PPI: We have heard you refer to ’networks’ within SCA Hygiene. What are these networks?

AH: Our ’network’ is a plan that we have been pursuing to concentrate production on fewer and larger mills. These are so-called strategic mills, with an annual capacity of 100,000 tons or more. We want to concentrate our product lines in certain mills that have the lead competence for that product. For example, the Edet mill in Sweden is the lead mill for our industrial wipes and towels product line. To concentrate production there we have rationalized production in other smaller mills. For example, we have closed the Croisset mill in France and moved its PM 8, which was built only in 1995, to Edet.
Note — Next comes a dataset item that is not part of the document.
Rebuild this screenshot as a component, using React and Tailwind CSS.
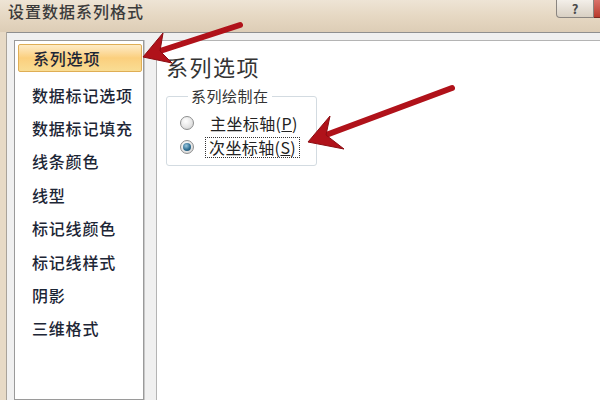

Following the expansion program, the Edet mill has been designated as the ’Wiper Center’ for the entire SCA Group and will be concentrating on hand-wiping grades such as the Tork brand, industrial wipes and toilet rolls. As another part of this plan, our other Swedish tissue mill in Nattraby has been shut down. These moves will lead to improvements in several areas. This includes better fulfillment of customer needs through greater flexibility, as well improved quality of our products and service. We also see a cash savings, which we think will improve our relative operating margin by around 2% - certainly not negligible. In addition, we expect lower long term capital expenditure due to this streamlined operating structure.